Word for word, copy all the data and drop the pictures.
* Start *
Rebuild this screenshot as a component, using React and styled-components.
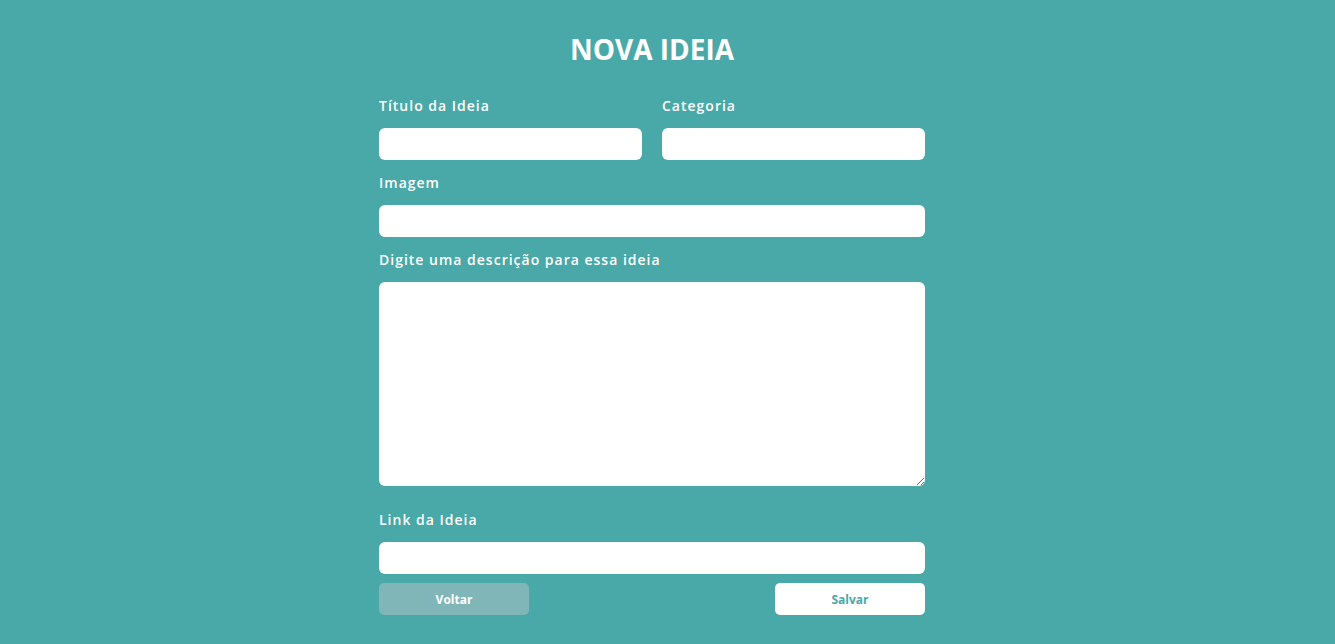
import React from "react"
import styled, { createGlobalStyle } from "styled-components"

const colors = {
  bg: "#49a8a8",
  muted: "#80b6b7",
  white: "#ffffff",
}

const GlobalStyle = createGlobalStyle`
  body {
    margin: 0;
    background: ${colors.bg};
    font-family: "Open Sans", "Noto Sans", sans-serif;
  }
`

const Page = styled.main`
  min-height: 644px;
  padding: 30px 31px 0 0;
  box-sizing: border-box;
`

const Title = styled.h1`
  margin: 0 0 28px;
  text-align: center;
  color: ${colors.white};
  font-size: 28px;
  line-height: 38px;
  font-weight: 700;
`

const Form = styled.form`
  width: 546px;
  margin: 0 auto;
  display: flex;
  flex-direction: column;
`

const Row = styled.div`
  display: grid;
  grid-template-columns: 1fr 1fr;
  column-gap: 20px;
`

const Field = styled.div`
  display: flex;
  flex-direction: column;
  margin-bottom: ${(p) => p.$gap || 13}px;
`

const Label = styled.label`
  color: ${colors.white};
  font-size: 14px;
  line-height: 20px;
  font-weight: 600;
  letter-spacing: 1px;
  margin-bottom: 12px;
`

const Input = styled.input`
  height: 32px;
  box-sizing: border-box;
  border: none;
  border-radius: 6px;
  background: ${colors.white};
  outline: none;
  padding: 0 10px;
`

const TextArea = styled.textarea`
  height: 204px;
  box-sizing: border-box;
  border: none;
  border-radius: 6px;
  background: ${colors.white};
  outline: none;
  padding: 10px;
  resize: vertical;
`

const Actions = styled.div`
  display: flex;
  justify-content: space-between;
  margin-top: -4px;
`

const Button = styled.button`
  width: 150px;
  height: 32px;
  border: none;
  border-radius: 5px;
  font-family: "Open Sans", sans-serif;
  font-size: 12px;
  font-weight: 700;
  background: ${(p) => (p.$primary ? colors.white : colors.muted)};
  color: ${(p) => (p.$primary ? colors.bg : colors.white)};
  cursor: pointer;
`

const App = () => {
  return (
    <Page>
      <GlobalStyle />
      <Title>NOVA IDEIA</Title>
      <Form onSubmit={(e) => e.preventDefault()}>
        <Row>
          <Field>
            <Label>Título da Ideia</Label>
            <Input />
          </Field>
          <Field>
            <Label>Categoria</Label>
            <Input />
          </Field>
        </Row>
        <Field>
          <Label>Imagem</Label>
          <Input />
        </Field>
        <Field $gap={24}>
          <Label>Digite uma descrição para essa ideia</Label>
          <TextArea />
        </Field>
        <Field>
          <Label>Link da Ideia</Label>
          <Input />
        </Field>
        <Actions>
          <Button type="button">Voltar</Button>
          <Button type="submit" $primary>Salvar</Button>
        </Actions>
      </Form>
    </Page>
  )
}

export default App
* End *
Solution to this exercise:
Rebuild this screenshot as a component, using React and styled-components.
import React from "react"
import styled, { createGlobalStyle } from "styled-components"

const colors = {
  bg: "#49a8a8",
  muted: "#80b6b7",
  white: "#ffffff",
}

const GlobalStyle = createGlobalStyle`
  body {
    margin: 0;
    background: ${colors.bg};
    font-family: "Open Sans", "Noto Sans", sans-serif;
  }
`

const Page = styled.main`
  min-height: 644px;
  padding: 30px 31px 0 0;
  box-sizing: border-box;
`

const Title = styled.h1`
  margin: 0 0 28px;
  text-align: center;
  color: ${colors.white};
  font-size: 28px;
  line-height: 38px;
  font-weight: 700;
`

const Form = styled.form`
  width: 546px;
  margin: 0 auto;
  display: flex;
  flex-direction: column;
`

const Row = styled.div`
  display: grid;
  grid-template-columns: 1fr 1fr;
  column-gap: 20px;
`

const Field = styled.div`
  display: flex;
  flex-direction: column;
  margin-bottom: ${(p) => p.$gap || 13}px;
`

const Label = styled.label`
  color: ${colors.white};
  font-size: 14px;
  line-height: 20px;
  font-weight: 600;
  letter-spacing: 1px;
  margin-bottom: 12px;
`

const Input = styled.input`
  height: 32px;
  box-sizing: border-box;
  border: none;
  border-radius: 6px;
  background: ${colors.white};
  outline: none;
  padding: 0 10px;
`

const TextArea = styled.textarea`
  height: 204px;
  box-sizing: border-box;
  border: none;
  border-radius: 6px;
  background: ${colors.white};
  outline: none;
  padding: 10px;
  resize: vertical;
`

const Actions = styled.div`
  display: flex;
  justify-content: space-between;
  margin-top: -4px;
`

const Button = styled.button`
  width: 150px;
  height: 32px;
  border: none;
  border-radius: 5px;
  font-family: "Open Sans", sans-serif;
  font-size: 12px;
  font-weight: 700;
  background: ${(p) => (p.$primary ? colors.white : colors.muted)};
  color: ${(p) => (p.$primary ? colors.bg : colors.white)};
  cursor: pointer;
`

const App = () => {
  return (
    <Page>
      <GlobalStyle />
      <Title>NOVA IDEIA</Title>
      <Form onSubmit={(e) => e.preventDefault()}>
        <Row>
          <Field>
            <Label>Título da Ideia</Label>
            <Input />
          </Field>
          <Field>
            <Label>Categoria</Label>
            <Input />
          </Field>
        </Row>
        <Field>
          <Label>Imagem</Label>
          <Input />
        </Field>
        <Field $gap={24}>
          <Label>Digite uma descrição para essa ideia</Label>
          <TextArea />
        </Field>
        <Field>
          <Label>Link da Ideia</Label>
          <Input />
        </Field>
        <Actions>
          <Button type="button">Voltar</Button>
          <Button type="submit" $primary>Salvar</Button>
        </Actions>
      </Form>
    </Page>
  )
}

export default App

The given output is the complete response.